Business, especially big business, gains from paper money in three ways. First, since wages are slower to rise than prices in response to the depreciation, the real wages of labour go down. Business benefits because in real terms it is paying, lower wages. Second, it is not widely known, but the major debtors in our society (or any society) are the big businesses. An individual or a small business is not as good a credit risk as a large corporation and cannot go as deeply into debt. In its capacity as a borrower, business benefits because the creation of paper loanable funds reduces the rate of interest below what it otherwise would have been. When the rate of interest is artificially lowered, all debtors benefit at the expense of those who save (primarily the middle class). Lastly, business also benefits in its capacity as a borrower because, in a period of currency depreciation, it is enabled to pay off its debts in money of lower value.
Promoters and fast buck operators, the hanger-ons of any paper money scheme, take advantage of the gullible to create an emotional turbulence on the markets.
As against these, the vast majority of people in the society lose.
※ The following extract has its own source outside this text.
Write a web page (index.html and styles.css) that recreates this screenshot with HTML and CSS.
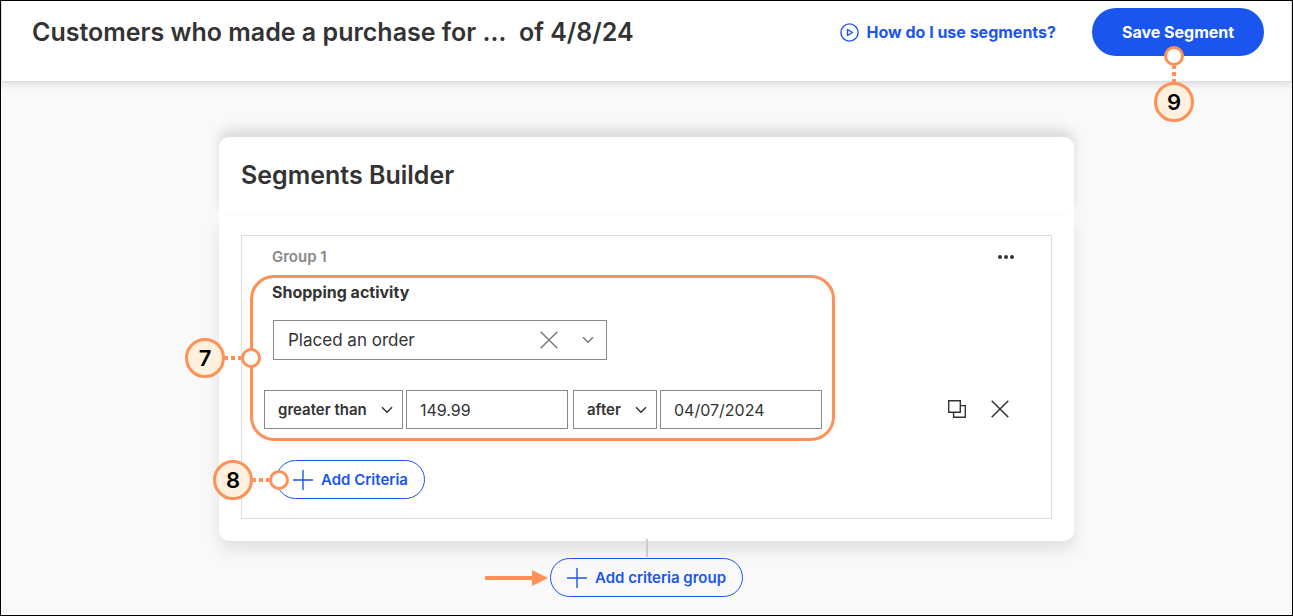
FILE: index.html
```html
<!DOCTYPE html>
<html lang="en">
<head>
	<meta charset="utf-8">
	<title>Segments Builder</title>
	<link rel="stylesheet" href="styles.css">
</head>
<body>
<header class="topbar">
	<h1 class="title">Customers who made a purchase for …&nbsp; of 4/8/24</h1>
	<a class="help" href="#">
		<svg width="19" height="19" viewBox="0 0 19 19" fill="none" stroke="currentColor" stroke-width="1.4"><circle cx="9.5" cy="9.5" r="8.6"/><path d="M7.5 6.5v6l5-3z" stroke-linejoin="round"/></svg>
		How do I use segments?
	</a>
	<div class="anchor">
		<button class="save" type="button">Save Segment</button>
		<div class="callout callout-save"><span class="ring"></span><span class="dots"></span><span class="number">9</span></div>
	</div>
</header>

<main class="page">
	<section class="card">
		<div class="card-head">
			<h2 class="title">Segments Builder</h2>
		</div>
		<div class="card-body">
			<div class="group">
				<div class="group-head">
					<h3 class="group-name">Group 1</h3>
					<button class="icon-button more" type="button" aria-label="Group options">
						<svg width="18" height="6" viewBox="0 0 18 6" fill="currentColor"><circle cx="3" cy="3" r="2"/><circle cx="9" cy="3" r="2"/><circle cx="15" cy="3" r="2"/></svg>
					</button>
				</div>

				<div class="criteria-row">
					<div class="criteria">
						<label class="criteria-name" for="activity">Shopping activity</label>
						<div class="select activity">
							<select id="activity"><option>Placed an order</option></select>
							<button class="icon-button clear" type="button" aria-label="Clear">
								<svg width="18" height="18" viewBox="0 0 18 18" fill="none" stroke="currentColor" stroke-width="1.4"><path d="M.7 .7l16.6 16.6M17.3 .7L.7 17.3"/></svg>
							</button>
							<svg class="chevron" width="12" height="8" viewBox="0 0 12 8" fill="none" stroke="currentColor" stroke-width="1.5"><path d="M1 1.2l5 5 5-5"/></svg>
						</div>
						<div class="filters">
							<div class="pair">
								<div class="select compare">
									<select aria-label="Amount comparison"><option>greater than</option></select>
									<svg class="chevron" width="12" height="8" viewBox="0 0 12 8" fill="none" stroke="currentColor" stroke-width="1.5"><path d="M1 1.2l5 5 5-5"/></svg>
								</div>
								<input class="field" type="text" value="149.99" aria-label="Amount">
							</div>
							<div class="pair">
								<div class="select when">
									<select aria-label="Date comparison"><option>after</option></select>
									<svg class="chevron" width="12" height="8" viewBox="0 0 12 8" fill="none" stroke="currentColor" stroke-width="1.5"><path d="M1 1.2l5 5 5-5"/></svg>
								</div>
								<input class="field" type="text" value="04/07/2024" aria-label="Date">
							</div>
						</div>
						<div class="callout callout-criteria"><span class="number">7</span><span class="dots"></span><span class="ring"></span></div>
					</div>
					<div class="actions">
						<button class="icon-button" type="button" aria-label="Duplicate">
							<svg width="18" height="18" viewBox="0 0 18 18" fill="none" stroke="currentColor"><path d="M.7 .7h11.6v11.6H.7zM12.3 5.6h5v11.7H5.6v-5" stroke-width="1.4"/></svg>
						</button>
						<button class="icon-button" type="button" aria-label="Remove">
							<svg width="18" height="18" viewBox="0 0 18 18" fill="none" stroke="currentColor" stroke-width="1.5"><path d="M.7 .7l16.6 16.6M17.3 .7L.7 17.3"/></svg>
						</button>
					</div>
				</div>

				<div class="anchor add-criteria">
					<button class="add" type="button">
						<svg width="20" height="20" viewBox="0 0 20 20" stroke="currentColor" stroke-width="1.4"><path d="M10 0v20M0 10h20"/></svg>
						Add Criteria
					</button>
					<div class="callout callout-add"><span class="number">8</span><span class="dots"></span><span class="ring"></span></div>
				</div>
			</div>
		</div>
	</section>

	<div class="connector"></div>
	<div class="anchor">
		<button class="add" type="button">
			<svg width="20" height="20" viewBox="0 0 20 20" stroke="currentColor" stroke-width="1.4"><path d="M10 0v20M0 10h20"/></svg>
			Add criteria group
		</button>
		<svg class="arrow" width="63" height="16" viewBox="0 0 63 16" fill="#ff9157"><path d="M0 6h47V0l16 8-16 8v-6H0z"/></svg>
	</div>
</main>
</body>
</html>
```
FILE: styles.css
```css
* {
	box-sizing: border-box;
}
body {
	margin: 0;
	min-height: 100vh;
	border: 1px solid #000;
	background: #f9f9f9;
	color: #333;
	font-family: Inter, "Liberation Sans", sans-serif;
	font-size: 16px;
	line-height: 20px;
}
h1, h2, h3 {
	margin: 0;
}
svg {
	display: block;
	flex: none;
}
button, input, select {
	font: inherit;
	color: inherit;
	margin: 0;
}
button {
	cursor: pointer;
}

.topbar {
	display: flex;
	align-items: center;
	padding: 7px 27px 25px 30px;
	background: #fff;
	border: 1px solid #ddd;
	border-top: 0;
	box-shadow: 0 2px 8px rgba(0, 0, 0, 0.12);
}
.title {
	font-size: 25px;
	line-height: 32px;
	font-weight: 600;
}
.help {
	display: flex;
	align-items: center;
	gap: 8px;
	margin-left: auto;
	margin-right: 36px;
	color: #1a56ee;
	font-size: 16px;
	font-weight: 700;
	text-decoration: none;
}
.save {
	height: 48px;
	width: 172px;
	border: 0;
	border-radius: 24px;
	background: #1a56ee;
	color: #fff;
	font-size: 16px;
	font-weight: 700;
}
.anchor {
	position: relative;
}

/* card */
.page {
	display: flex;
	flex-direction: column;
	align-items: center;
	padding: 55px 20px 18px;
}
.card {
	width: 100%;
	max-width: 855px;
}
.card-head {
	padding: 22px 22px 25px;
	background: #fff;
	border-radius: 10px 10px 0 0;
	box-shadow: 0 -8px 12px rgba(0, 0, 0, 0.12);
}
.card-body {
	position: relative;
	padding: 19px 22px 22px;
	background: #fff;
	border-radius: 0 0 10px 10px;
	box-shadow: 0 9px 16px rgba(0, 0, 0, 0.1);
}
.group {
	padding: 11px 35px 19px 0;
	border: 1px solid #ddd;
}
.group-head {
	display: flex;
	justify-content: space-between;
	margin-bottom: 8px;
	padding-left: 30px;
}
.group-name {
	color: #888;
	font-size: 15px;
	font-weight: 600;
}
.icon-button {
	display: flex;
	align-items: center;
	justify-content: center;
	width: 32px;
	height: 32px;
	padding: 0;
	border: 0;
	background: none;
}
.more {
	width: 20px;
	height: 20px;
}
.criteria-row {
	display: flex;
	align-items: flex-end;
	justify-content: space-between;
}
.criteria {
	position: relative;
	flex: 0 1 585px;
	margin-left: 8px;
	padding: 4px 9px 9px 11px;
	border: 3px solid #ff9157;
	border-radius: 24px;
}
.criteria-name {
	display: block;
	padding-left: 8px;
	font-weight: 700;
}

/* fields */
.select {
	position: relative;
}
.select select {
	appearance: none;
	width: 100%;
	height: 39px;
	padding: 0 13px;
	border: 1px solid #888;
	border-radius: 0;
	background: #fff;
	font-size: 15px;
	font-weight: 600;
}
.chevron {
	position: absolute;
	top: 16px;
	right: 10px;
	pointer-events: none;
}
.activity {
	width: 334px;
	margin: 18px 0 30px 9px;
}
.activity select {
	height: 40px;
	padding: 0 14px;
	font-size: 17px;
	font-weight: 400;
}
.activity .chevron {
	right: 13px;
	color: #777;
}
.clear {
	position: absolute;
	top: 4px;
	right: 42px;
	color: #777;
}
.filters {
	display: flex;
	gap: 5px;
}
.pair {
	display: flex;
	gap: 3px;
}
.compare {
	width: 139px;
}
.when {
	width: 84px;
}
.field {
	width: 162px;
	height: 39px;
	padding: 0 13px;
	border: 1px solid #888;
}
.actions {
	display: flex;
	gap: 11px;
	margin-bottom: 16px;
}

/* pill buttons */
.add {
	display: flex;
	align-items: center;
	gap: 8px;
	height: 39px;
	padding: 0 16px;
	border: 1px solid #1a56ee;
	border-radius: 20px;
	background: none;
	color: #1a56ee;
	font-size: 15px;
	font-weight: 600;
}
.add-criteria {
	width: max-content;
	margin: 19px 0 0 34px;
}
.connector {
	position: relative;
	width: 2px;
	height: 18px;
	margin: -2px 0 1px;
	background: #ccc;
}
.arrow {
	position: absolute;
	top: 12px;
	right: 100%;
	margin-right: 2px;
}

/* numbered callouts */
.callout {
	position: absolute;
	display: flex;
	align-items: center;
	width: 76px;
}
.number {
	width: 40px;
	height: 40px;
	border: 3px solid #ff9157;
	border-radius: 50%;
	background: #fff1de;
	color: #000;
	font-size: 22px;
	line-height: 34px;
	font-weight: 600;
	text-align: center;
}
.ring {
	width: 20px;
	height: 20px;
	border: 3px solid #ff9157;
	border-radius: 50%;
	background: #fff;
}
.dots {
	flex: 1;
	height: 4px;
	background: repeating-linear-gradient(90deg, #ff9157 0 3px, transparent 3px 6px, #ff9157 6px 7px);
}
.callout-criteria {
	top: 50%;
	left: -68px;
	transform: translateY(-50%);
}
.callout-add {
	top: 50%;
	left: -63px;
	transform: translateY(-50%);
}
.callout-save {
	top: 38px;
	left: 62px;
	flex-direction: column;
	width: 40px;
	height: 76px;
}
.callout-save .dots {
	width: 4px;
	background: repeating-linear-gradient(#ff9157 0 3px, transparent 3px 6px, #ff9157 6px 7px);
}
```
In particular, the elderly in a society suffer from the depreciation of the currency. It is they who have put away money for their old age. As this money depreciates in value, they are reduced to poverty. For example, in 1960 it was not unreasonable for a 50-year-old man to plan retirement on a $3,000 annual income. But now, as retirement approaches, how much will $3,000 buy? $3,000 is now below the poverty line. And if the “inflation” continues until 1985, how much will $3,000 buy then?
The middle class also lose. Like the elderly, they lose from the depreciation of their savings. However, they also lose from the artificial lowering of the rate of interest. Since it is they who are the most thrifty and do the real saving (saving of real capital), it is they who lose most from a depressed interest rate.
And of course, the worker loses as his wages do not keep pace with the depreciation of the currency.